**What is asked**
Look below. Copy each line that has "index" in it.

start

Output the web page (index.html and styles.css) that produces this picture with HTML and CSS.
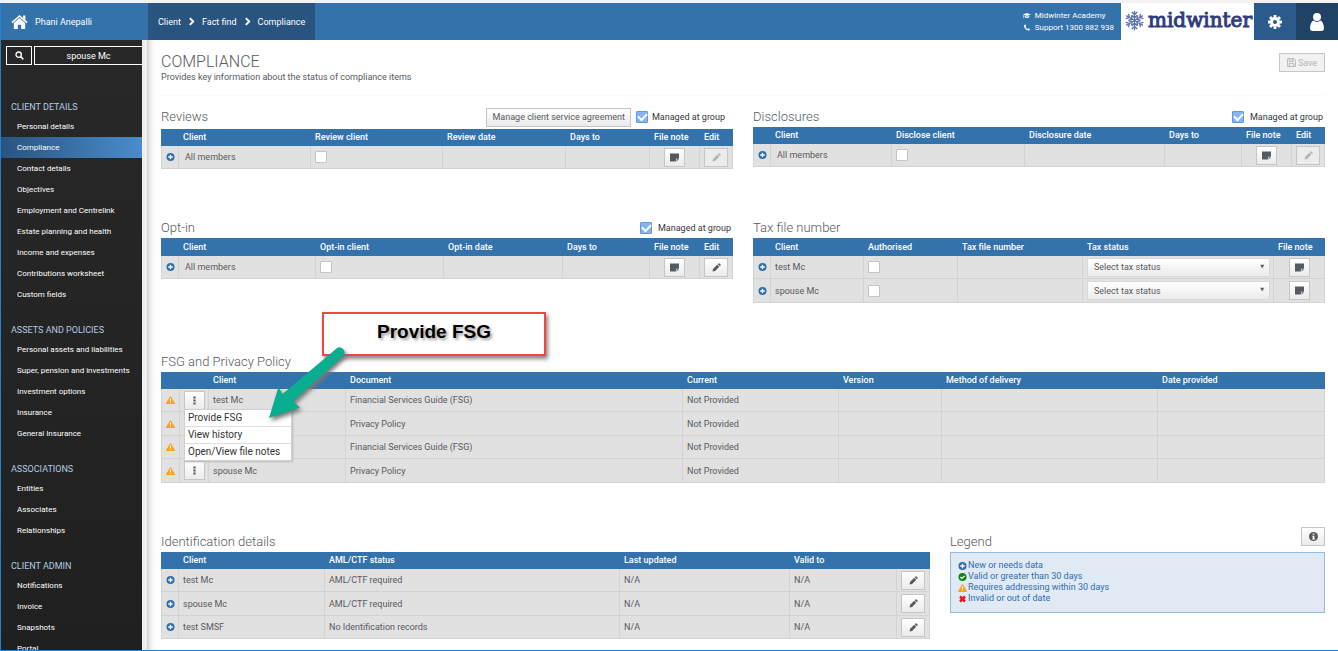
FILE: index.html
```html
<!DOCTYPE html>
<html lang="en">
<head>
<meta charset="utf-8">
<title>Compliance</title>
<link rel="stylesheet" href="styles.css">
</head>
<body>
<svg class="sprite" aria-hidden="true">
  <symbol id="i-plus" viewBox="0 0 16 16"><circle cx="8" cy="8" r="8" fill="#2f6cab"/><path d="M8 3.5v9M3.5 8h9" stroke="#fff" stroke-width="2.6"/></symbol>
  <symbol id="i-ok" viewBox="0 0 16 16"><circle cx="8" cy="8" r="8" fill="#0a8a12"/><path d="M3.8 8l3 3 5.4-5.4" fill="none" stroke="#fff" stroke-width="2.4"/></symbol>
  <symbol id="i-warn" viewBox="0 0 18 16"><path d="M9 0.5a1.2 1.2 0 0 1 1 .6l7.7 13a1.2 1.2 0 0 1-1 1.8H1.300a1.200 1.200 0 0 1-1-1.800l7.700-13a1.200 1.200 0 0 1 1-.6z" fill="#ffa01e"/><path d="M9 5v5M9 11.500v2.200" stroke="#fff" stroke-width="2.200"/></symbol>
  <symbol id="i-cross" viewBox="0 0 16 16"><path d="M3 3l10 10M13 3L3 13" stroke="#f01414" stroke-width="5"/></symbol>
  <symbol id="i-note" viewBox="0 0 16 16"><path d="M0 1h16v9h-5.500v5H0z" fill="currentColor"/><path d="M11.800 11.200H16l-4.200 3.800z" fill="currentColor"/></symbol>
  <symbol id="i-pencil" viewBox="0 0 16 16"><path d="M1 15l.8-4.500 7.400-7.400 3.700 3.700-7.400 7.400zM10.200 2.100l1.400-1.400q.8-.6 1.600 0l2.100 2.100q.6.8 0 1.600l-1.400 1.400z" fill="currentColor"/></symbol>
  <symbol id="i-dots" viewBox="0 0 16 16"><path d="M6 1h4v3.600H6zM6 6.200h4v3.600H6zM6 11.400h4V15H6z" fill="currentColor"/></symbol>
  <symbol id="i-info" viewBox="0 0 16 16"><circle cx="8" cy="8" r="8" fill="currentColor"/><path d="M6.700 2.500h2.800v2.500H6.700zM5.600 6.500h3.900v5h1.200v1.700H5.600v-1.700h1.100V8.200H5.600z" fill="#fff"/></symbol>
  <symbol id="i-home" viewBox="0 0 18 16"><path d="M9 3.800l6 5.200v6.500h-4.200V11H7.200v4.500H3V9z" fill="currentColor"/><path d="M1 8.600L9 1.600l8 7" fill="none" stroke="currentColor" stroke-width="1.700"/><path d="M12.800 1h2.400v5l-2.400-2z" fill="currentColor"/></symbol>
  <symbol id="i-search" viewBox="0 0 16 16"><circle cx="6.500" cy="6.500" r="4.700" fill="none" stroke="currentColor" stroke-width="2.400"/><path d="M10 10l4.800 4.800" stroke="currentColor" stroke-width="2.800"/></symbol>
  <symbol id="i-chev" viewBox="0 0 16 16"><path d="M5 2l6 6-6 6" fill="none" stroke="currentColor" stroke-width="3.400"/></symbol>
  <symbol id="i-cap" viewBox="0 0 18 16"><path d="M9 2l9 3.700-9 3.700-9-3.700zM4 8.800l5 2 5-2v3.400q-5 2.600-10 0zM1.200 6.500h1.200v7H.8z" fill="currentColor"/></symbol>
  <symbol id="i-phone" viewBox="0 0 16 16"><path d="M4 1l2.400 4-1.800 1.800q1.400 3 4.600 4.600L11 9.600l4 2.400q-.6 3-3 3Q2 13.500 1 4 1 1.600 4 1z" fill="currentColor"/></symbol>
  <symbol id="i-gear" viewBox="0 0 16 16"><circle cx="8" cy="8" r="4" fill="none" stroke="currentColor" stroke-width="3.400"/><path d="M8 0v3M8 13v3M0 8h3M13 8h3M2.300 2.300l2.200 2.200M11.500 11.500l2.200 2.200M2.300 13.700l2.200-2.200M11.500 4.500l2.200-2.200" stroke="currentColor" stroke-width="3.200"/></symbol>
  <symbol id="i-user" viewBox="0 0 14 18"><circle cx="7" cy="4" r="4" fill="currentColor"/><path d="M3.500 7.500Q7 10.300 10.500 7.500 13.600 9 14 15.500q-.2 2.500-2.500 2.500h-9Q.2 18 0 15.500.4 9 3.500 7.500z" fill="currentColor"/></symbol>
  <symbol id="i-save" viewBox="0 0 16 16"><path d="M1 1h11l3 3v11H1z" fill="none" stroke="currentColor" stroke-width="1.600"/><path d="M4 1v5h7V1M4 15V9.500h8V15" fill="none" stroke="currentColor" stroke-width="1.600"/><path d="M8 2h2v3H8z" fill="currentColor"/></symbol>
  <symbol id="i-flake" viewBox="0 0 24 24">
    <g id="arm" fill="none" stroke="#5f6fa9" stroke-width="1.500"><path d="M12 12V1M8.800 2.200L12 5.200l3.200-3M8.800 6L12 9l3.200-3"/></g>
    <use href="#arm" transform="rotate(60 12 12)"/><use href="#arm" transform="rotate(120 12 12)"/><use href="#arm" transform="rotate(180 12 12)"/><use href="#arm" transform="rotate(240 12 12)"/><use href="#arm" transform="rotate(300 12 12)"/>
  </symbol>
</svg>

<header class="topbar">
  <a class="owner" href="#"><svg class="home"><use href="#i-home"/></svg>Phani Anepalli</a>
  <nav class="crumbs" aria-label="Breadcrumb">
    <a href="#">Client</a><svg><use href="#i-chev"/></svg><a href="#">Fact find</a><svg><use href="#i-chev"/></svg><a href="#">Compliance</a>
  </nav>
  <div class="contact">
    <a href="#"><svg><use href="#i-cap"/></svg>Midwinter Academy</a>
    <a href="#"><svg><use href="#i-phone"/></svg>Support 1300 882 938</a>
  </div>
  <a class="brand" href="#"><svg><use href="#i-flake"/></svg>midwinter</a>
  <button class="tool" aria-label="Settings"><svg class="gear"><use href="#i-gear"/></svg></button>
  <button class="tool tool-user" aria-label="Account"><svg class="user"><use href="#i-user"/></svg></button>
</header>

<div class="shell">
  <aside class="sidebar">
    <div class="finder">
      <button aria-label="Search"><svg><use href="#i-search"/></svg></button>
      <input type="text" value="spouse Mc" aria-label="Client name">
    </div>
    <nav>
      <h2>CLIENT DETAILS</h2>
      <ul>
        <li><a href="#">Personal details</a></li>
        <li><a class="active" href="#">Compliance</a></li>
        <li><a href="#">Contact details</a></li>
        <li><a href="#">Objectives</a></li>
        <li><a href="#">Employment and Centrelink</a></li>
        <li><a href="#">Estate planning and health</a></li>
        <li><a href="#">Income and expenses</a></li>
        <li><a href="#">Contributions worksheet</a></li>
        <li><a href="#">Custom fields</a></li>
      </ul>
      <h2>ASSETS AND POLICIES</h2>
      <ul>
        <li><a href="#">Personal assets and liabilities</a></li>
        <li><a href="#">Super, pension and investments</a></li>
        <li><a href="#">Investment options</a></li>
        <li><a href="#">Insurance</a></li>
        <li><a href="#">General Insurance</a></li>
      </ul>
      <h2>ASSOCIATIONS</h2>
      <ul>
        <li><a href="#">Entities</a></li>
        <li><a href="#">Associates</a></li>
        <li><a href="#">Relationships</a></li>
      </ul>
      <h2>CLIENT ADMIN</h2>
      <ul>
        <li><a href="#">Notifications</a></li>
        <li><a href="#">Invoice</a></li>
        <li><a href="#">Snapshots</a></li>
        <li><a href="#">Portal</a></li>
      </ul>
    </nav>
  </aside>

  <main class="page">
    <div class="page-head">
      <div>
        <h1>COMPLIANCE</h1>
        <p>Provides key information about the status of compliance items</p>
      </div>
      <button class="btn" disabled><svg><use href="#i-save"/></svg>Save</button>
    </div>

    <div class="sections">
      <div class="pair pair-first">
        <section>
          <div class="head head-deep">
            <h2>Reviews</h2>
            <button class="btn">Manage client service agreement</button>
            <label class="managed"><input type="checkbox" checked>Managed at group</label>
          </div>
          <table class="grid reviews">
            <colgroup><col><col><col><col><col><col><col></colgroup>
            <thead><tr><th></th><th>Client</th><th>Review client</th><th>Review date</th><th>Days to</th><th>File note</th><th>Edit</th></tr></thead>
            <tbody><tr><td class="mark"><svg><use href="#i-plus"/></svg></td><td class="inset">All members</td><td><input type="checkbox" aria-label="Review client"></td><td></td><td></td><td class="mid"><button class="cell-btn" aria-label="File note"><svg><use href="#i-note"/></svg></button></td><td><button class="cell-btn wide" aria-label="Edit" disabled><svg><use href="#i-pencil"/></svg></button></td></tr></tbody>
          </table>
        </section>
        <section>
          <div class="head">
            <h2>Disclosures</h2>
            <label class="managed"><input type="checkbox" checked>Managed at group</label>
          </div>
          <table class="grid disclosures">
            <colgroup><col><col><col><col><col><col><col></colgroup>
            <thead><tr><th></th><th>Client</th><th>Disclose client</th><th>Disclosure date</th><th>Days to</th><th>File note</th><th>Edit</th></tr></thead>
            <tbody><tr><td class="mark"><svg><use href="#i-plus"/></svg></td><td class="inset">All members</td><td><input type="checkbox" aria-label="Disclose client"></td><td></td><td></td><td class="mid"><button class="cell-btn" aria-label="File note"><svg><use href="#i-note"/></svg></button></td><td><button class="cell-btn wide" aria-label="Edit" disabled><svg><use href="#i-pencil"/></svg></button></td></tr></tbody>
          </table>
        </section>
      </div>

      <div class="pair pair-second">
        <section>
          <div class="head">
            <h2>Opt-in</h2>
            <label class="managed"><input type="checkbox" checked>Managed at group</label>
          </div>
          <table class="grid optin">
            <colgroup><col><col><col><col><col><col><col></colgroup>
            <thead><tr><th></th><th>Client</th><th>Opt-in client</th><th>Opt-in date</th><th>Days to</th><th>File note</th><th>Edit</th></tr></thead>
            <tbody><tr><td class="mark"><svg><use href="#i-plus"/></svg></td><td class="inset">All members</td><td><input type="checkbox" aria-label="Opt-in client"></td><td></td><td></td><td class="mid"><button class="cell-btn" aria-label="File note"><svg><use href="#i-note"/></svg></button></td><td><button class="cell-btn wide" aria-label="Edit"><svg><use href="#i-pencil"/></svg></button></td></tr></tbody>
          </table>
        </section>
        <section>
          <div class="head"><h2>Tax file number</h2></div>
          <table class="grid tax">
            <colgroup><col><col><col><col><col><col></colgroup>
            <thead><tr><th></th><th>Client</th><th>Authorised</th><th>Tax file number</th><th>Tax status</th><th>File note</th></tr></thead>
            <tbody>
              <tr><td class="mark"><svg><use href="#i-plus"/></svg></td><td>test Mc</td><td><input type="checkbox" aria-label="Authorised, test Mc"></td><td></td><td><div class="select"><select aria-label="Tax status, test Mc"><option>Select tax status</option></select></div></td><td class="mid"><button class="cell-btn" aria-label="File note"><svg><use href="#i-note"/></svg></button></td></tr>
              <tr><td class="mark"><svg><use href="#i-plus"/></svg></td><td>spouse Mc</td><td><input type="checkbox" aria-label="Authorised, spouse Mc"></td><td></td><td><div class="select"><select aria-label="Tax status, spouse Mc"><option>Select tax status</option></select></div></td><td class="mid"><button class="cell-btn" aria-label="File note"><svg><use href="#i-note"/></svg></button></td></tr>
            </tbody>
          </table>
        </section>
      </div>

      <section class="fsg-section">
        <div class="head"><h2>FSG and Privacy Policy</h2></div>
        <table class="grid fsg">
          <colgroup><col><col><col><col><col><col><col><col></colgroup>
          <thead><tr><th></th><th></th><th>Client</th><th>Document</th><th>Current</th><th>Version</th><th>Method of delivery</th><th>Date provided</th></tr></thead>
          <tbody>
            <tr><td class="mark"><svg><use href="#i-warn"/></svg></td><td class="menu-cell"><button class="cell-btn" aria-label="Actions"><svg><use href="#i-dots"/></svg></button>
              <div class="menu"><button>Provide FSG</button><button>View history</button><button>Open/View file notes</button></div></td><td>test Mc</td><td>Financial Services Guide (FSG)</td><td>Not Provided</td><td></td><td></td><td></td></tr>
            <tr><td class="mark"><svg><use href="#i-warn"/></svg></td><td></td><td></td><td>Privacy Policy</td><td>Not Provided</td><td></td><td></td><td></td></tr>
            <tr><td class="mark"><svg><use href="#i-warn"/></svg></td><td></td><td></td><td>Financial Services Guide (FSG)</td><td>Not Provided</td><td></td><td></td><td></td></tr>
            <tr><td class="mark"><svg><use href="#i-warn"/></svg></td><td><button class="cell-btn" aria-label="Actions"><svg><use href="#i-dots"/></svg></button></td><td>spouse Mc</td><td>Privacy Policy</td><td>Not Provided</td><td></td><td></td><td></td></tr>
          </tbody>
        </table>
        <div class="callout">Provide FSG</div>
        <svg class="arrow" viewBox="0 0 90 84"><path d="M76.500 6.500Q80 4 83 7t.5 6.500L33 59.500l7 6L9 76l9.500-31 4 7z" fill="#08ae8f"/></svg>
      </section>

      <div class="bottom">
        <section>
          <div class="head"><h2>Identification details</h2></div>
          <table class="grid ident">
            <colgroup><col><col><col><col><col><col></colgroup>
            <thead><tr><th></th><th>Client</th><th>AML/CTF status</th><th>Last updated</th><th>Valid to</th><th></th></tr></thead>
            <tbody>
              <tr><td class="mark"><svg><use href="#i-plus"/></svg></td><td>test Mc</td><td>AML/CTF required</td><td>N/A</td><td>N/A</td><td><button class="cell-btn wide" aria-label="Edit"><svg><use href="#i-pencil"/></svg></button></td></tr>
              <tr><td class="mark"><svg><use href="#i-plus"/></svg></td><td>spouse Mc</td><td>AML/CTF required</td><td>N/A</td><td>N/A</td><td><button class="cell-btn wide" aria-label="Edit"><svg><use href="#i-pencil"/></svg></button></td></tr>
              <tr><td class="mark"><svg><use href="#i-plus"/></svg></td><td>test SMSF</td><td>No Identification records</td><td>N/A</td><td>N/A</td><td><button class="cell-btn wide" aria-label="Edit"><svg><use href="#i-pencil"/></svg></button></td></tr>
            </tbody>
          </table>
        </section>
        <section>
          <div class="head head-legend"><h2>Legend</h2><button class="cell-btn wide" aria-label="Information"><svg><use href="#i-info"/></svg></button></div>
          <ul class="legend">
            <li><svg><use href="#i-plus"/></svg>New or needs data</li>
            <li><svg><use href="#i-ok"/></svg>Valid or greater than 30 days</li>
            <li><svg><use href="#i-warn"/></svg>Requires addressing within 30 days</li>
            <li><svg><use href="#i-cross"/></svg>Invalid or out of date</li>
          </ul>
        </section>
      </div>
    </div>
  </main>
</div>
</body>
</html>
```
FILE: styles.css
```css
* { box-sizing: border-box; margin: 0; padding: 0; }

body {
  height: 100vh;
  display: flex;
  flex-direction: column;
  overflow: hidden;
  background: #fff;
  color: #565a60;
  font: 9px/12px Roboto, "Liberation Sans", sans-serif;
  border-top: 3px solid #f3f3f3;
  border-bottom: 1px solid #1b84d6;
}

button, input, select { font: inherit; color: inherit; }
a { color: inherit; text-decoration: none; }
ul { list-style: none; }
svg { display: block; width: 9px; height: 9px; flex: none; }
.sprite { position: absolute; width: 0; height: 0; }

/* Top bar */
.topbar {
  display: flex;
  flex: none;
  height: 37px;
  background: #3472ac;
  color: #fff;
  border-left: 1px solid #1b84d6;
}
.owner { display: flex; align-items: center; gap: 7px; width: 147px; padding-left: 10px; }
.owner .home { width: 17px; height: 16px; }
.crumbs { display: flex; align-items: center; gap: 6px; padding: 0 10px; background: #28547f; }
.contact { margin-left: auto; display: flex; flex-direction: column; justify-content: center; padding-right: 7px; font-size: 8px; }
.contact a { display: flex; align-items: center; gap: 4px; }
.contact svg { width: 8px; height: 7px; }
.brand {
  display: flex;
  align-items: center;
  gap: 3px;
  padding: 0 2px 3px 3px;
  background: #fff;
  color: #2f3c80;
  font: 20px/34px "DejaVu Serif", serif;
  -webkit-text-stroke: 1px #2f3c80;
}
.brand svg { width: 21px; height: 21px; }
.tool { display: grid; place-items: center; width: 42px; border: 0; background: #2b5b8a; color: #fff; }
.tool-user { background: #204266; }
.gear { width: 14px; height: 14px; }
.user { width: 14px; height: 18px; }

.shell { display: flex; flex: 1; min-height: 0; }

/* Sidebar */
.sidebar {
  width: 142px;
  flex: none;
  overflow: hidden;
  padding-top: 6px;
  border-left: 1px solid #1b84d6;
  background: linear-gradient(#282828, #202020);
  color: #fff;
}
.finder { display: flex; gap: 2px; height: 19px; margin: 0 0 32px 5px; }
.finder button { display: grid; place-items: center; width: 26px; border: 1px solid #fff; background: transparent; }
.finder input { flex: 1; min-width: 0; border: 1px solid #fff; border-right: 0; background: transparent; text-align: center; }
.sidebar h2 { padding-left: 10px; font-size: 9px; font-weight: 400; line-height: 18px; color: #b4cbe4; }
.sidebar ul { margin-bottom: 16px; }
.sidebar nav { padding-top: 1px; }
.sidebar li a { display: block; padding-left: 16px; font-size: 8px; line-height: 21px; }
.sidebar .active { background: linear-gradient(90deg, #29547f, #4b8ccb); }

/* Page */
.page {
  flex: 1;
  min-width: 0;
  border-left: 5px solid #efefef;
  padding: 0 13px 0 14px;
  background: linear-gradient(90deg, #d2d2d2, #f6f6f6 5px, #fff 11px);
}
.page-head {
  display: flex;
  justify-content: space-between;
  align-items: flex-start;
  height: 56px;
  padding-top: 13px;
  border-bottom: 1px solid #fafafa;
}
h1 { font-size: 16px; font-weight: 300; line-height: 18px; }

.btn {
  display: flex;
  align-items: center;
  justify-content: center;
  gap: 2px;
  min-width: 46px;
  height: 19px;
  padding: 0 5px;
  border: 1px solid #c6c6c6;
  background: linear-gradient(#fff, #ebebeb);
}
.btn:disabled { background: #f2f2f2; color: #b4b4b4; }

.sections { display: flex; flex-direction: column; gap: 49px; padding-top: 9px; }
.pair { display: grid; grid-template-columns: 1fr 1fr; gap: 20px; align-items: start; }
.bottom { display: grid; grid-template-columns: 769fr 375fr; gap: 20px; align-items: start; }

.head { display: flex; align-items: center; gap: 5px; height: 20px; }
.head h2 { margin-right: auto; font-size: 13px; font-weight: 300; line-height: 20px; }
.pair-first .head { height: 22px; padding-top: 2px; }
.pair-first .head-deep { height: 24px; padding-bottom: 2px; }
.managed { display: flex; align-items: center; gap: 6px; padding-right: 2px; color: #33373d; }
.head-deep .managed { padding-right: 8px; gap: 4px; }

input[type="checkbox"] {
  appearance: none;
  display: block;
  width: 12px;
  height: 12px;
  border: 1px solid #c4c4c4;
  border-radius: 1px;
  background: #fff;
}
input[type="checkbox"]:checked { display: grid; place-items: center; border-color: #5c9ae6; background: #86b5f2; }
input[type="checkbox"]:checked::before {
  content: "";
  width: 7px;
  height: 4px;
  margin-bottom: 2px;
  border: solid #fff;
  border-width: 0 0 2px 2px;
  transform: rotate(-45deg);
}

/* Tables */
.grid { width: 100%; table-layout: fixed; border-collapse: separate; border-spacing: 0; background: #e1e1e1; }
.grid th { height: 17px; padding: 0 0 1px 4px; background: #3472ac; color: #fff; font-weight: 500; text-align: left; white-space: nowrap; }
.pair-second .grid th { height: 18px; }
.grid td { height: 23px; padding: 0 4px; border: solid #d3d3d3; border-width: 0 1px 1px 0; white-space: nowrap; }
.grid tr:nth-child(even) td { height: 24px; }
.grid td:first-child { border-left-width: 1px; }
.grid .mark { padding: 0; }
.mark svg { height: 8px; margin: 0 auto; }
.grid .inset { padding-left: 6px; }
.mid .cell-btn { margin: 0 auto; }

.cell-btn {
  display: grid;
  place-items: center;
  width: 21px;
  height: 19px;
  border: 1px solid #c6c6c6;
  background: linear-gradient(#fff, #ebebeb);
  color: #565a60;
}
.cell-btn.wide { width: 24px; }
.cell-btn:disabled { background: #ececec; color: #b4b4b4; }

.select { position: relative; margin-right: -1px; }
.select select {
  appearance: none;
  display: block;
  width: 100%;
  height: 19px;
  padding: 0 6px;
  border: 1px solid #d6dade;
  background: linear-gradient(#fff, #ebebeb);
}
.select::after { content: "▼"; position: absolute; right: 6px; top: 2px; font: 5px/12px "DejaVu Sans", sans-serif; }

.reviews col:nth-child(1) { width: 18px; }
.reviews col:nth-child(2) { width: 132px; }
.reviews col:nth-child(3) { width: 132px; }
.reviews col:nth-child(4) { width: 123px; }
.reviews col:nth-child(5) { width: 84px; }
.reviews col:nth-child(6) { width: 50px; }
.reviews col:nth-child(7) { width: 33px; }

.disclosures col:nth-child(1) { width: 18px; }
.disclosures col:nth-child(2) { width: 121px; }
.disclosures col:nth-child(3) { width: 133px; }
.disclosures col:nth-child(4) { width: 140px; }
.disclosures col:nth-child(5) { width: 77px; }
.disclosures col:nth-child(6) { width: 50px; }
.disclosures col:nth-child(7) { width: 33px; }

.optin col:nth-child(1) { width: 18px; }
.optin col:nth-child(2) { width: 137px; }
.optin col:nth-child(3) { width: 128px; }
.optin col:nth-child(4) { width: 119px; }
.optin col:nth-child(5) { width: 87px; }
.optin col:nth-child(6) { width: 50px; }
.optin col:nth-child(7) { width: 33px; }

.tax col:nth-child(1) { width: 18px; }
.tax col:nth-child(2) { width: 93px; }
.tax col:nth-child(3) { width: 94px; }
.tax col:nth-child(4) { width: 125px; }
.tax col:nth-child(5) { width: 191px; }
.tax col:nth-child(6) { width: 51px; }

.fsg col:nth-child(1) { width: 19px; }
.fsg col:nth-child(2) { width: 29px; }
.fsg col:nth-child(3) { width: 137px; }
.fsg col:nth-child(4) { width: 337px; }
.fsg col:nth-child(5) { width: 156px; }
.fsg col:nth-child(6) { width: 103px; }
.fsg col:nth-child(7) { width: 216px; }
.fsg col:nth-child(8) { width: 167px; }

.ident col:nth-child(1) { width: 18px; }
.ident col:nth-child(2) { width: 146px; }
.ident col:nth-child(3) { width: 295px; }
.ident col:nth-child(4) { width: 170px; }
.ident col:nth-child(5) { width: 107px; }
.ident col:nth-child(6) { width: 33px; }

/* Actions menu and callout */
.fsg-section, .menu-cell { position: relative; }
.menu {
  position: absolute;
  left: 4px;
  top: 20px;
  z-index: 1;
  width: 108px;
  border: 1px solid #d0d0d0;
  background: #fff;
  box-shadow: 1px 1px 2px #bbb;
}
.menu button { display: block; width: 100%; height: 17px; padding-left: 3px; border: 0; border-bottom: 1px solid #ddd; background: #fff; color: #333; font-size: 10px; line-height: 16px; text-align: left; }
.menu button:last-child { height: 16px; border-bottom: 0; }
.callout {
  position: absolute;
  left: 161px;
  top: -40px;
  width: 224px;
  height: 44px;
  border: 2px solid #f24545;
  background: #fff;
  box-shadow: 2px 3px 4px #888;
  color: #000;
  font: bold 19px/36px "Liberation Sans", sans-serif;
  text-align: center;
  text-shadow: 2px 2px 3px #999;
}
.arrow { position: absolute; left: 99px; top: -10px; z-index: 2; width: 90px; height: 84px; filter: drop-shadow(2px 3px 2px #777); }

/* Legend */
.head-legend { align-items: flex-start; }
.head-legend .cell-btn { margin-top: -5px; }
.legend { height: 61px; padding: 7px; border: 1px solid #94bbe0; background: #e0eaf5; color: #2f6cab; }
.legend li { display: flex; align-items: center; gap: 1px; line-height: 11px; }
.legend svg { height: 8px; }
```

end

**Output of the task**
Output the web page (index.html and styles.css) that produces this picture with HTML and CSS.
FILE: index.html
  z-index: 1;
.arrow { position: absolute; left: 99px; top: -10px; z-index: 2; width: 90px; height: 84px; filter: drop-shadow(2px 3px 2px #777); }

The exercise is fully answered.